Search code examples
pythonmachine-learningscikit-learnrandom-forestscikit-learn-pipeline

Get OOB score within a pipeline for Random Forest


I was wondering for a machine learning project: is it possible to implement RandomForestRegressor inside a pipeline?

Specifically, I need to determine the OOB score from a RandomForestRegressor. But my data requires a lot of preprocessing.

I tried several things, and this is the closest so far:

# Creation of the pipeline 

rand_piped = Pipeline([
    ('preprocessor', preprocessor),
    ('model', RandomForestRegressor(max_depth=3, random_state=0, oob_score=True))
    ])

# Fitting our model

rand_piped.fit(df_X_train,df_Y_train.values.ravel())

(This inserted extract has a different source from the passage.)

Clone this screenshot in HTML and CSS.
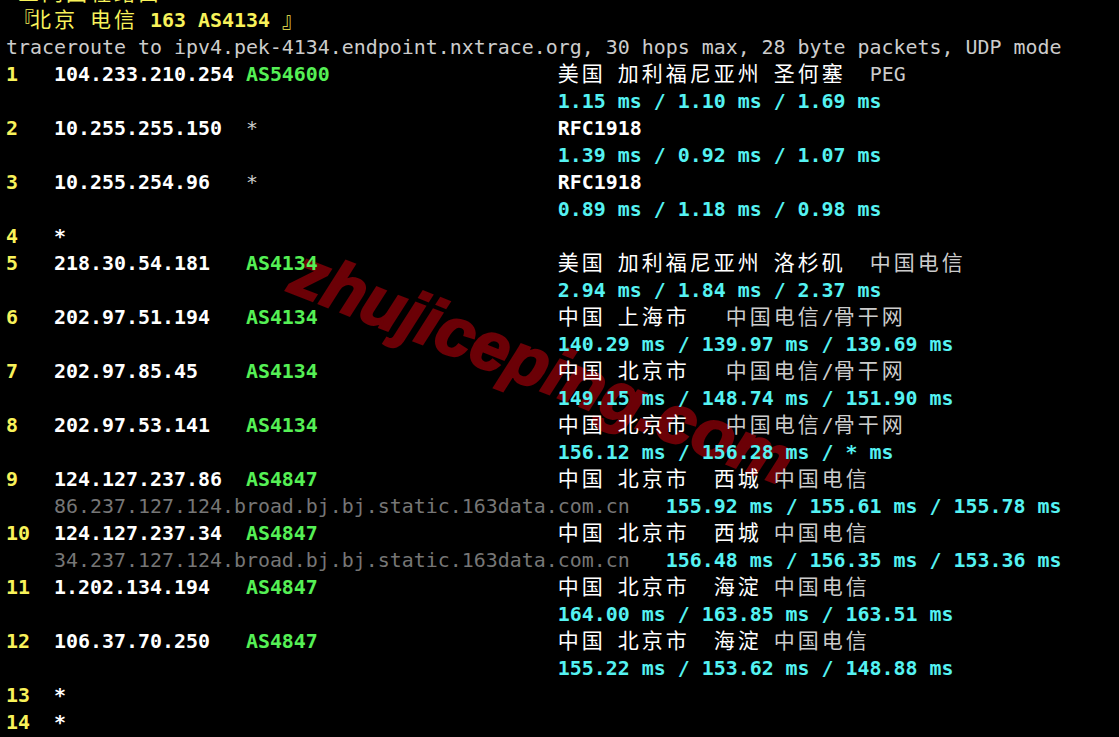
FILE: index.html
```html
<!DOCTYPE html>
<html lang="zh-CN">
<head>
<meta charset="utf-8">
<title>nexttrace</title>
<link rel="stylesheet" href="styles.css">
</head>
<body>
<div class="screen">
  <div class="mark">zhujiceping.com</div>
  <div class="term">
    <div class="ln"><span class="y"> <span class="z">三网回程路由</span></span></div>
    <div class="ln"><span class="y"><span class="z br">『</span><span class="z">北京</span> <span class="z">电信</span> 163 AS4134 <span class="z">』</span></span></div>
    <div class="ln"><span class="n">traceroute to ipv4.pek-4134.endpoint.nxtrace.org, 30 hops max, 28 byte packets, UDP mode</span></div>
    <div class="ln"><span class="y">1   </span><span class="w">104.233.210.254 </span><span class="g">AS54600</span>                   <span class="w"><span class="z">美国</span> <span class="z">加利福尼亚州</span> <span class="z">圣何塞</span></span><span class="n">  PEG</span></div>
    <div class="ln">                                              <span class="c">1.15 ms / 1.10 ms / 1.69 ms</span></div>
    <div class="ln"><span class="y">2   </span><span class="w">10.255.255.150  </span><span class="n">*</span>                         <span class="w">RFC1918</span></div>
    <div class="ln">                                              <span class="c">1.39 ms / 0.92 ms / 1.07 ms</span></div>
    <div class="ln"><span class="y">3   </span><span class="w">10.255.254.96   </span><span class="n">*</span>                         <span class="w">RFC1918</span></div>
    <div class="ln">                                              <span class="c">0.89 ms / 1.18 ms / 0.98 ms</span></div>
    <div class="ln"><span class="y">4   </span><span class="w">*</span></div>
    <div class="ln"><span class="y">5   </span><span class="w">218.30.54.181   </span><span class="g">AS4134</span>                    <span class="w"><span class="z">美国</span> <span class="z">加利福尼亚州</span> <span class="z">洛杉矶</span></span>  <span class="n"><span class="z">中国电信</span></span></div>
    <div class="ln">                                              <span class="c">2.94 ms / 1.84 ms / 2.37 ms</span></div>
    <div class="ln"><span class="y">6   </span><span class="w">202.97.51.194   </span><span class="g">AS4134</span>                    <span class="w"><span class="z">中国</span> <span class="z">上海市</span></span>   <span class="n"><span class="z">中国电信</span>/<span class="z">骨干网</span></span></div>
    <div class="ln">                                              <span class="c">140.29 ms / 139.97 ms / 139.69 ms</span></div>
    <div class="ln"><span class="y">7   </span><span class="w">202.97.85.45    </span><span class="g">AS4134</span>                    <span class="w"><span class="z">中国</span> <span class="z">北京市</span></span>   <span class="n"><span class="z">中国电信</span>/<span class="z">骨干网</span></span></div>
    <div class="ln">                                              <span class="c">149.15 ms / 148.74 ms / 151.90 ms</span></div>
    <div class="ln"><span class="y">8   </span><span class="w">202.97.53.141   </span><span class="g">AS4134</span>                    <span class="w"><span class="z">中国</span> <span class="z">北京市</span></span>   <span class="n"><span class="z">中国电信</span>/<span class="z">骨干网</span></span></div>
    <div class="ln">                                              <span class="c">156.12 ms / 156.28 ms / * ms</span></div>
    <div class="ln"><span class="y">9   </span><span class="w">124.127.237.86  </span><span class="g">AS4847</span>                    <span class="w"><span class="z">中国</span> <span class="z">北京市</span>  <span class="z">西城</span></span> <span class="n"><span class="z">中国电信</span></span></div>
    <div class="ln">    <span class="d">86.237.127.124.broad.bj.bj.static.163data.com.cn</span>   <span class="c">155.92 ms / 155.61 ms / 155.78 ms</span></div>
    <div class="ln"><span class="y">10  </span><span class="w">124.127.237.34  </span><span class="g">AS4847</span>                    <span class="w"><span class="z">中国</span> <span class="z">北京市</span>  <span class="z">西城</span></span> <span class="n"><span class="z">中国电信</span></span></div>
    <div class="ln">    <span class="d">34.237.127.124.broad.bj.bj.static.163data.com.cn</span>   <span class="c">156.48 ms / 156.35 ms / 153.36 ms</span></div>
    <div class="ln"><span class="y">11  </span><span class="w">1.202.134.194   </span><span class="g">AS4847</span>                    <span class="w"><span class="z">中国</span> <span class="z">北京市</span>  <span class="z">海淀</span></span> <span class="n"><span class="z">中国电信</span></span></div>
    <div class="ln">                                              <span class="c">164.00 ms / 163.85 ms / 163.51 ms</span></div>
    <div class="ln"><span class="y">12  </span><span class="w">106.37.70.250   </span><span class="g">AS4847</span>                    <span class="w"><span class="z">中国</span> <span class="z">北京市</span>  <span class="z">海淀</span></span> <span class="n"><span class="z">中国电信</span></span></div>
    <div class="ln">                                              <span class="c">155.22 ms / 153.62 ms / 148.88 ms</span></div>
    <div class="ln"><span class="y">13  </span><span class="w">*</span></div>
    <div class="ln"><span class="y">14  </span><span class="w">*</span></div>
  </div>
</div>
</body>
</html>
```

FILE: styles.css
```css
html, body {
  margin: 0;
  padding: 0;
  background: #000000;
}

.screen {
  position: relative;
  width: 1119px;
  height: 737px;
  overflow: hidden;
  background: #000000;
}

.mark {
  position: absolute;
  left: 294px;
  top: 234px;
  z-index: 0;
  font-family: "Liberation Sans", Arial, sans-serif;
  font-weight: 700;
  font-style: italic;
  font-size: 68px;
  line-height: 1;
  color: #6b0006;
  -webkit-text-stroke: 2.5px #6b0006;
  white-space: nowrap;
  transform: rotate(21.5deg);
  transform-origin: 0 37px;
}

.term {
  position: relative;
  z-index: 1;
  margin-top: -20px;
  padding-left: 6px;
  font-family: "DejaVu Sans Mono", "Noto Sans CJK SC", monospace;
  font-size: 19.93px;
  line-height: 27px;
  color: #cccccc;
}

.ln {
  height: 27px;
  white-space: pre;
}

.y { color: #f8f25a; font-weight: 700; }
.w { color: #ffffff; font-weight: 700; }
.g { color: #55f055; font-weight: 700; }
.c { color: #55f2f2; font-weight: 700; }
.n { color: #cccccc; font-weight: 400; }
.d { color: #767676; font-weight: 400; }

.z {
  font-family: "Noto Sans CJK SC", sans-serif;
  font-weight: 400;
  font-size: 21px;
  letter-spacing: 3px;
  line-height: 1;
}

.br {
  display: inline-block;
  width: 17px;
  padding-left: 7px;
  letter-spacing: 0;
}
```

# Getting our metrics and predictions 

oob_score = rand_piped.oob_score_

At the moment I think my problem is that I still have an unclear idea of this method. So feel free to correct me. It returns this error:

Traceback (most recent call last):
  File "/home/user/my_rf.py", line 15, in <module>
    oob_score = rand_piped.oob_score_
AttributeError: 'Pipeline' object has no attribute 'oob_score_'

Solution

  • Pipelines are subscriptable, so you can look up the oob_score_ in the model step:

    >>> rand_piped["model"].oob_score_
    0.9297212997034854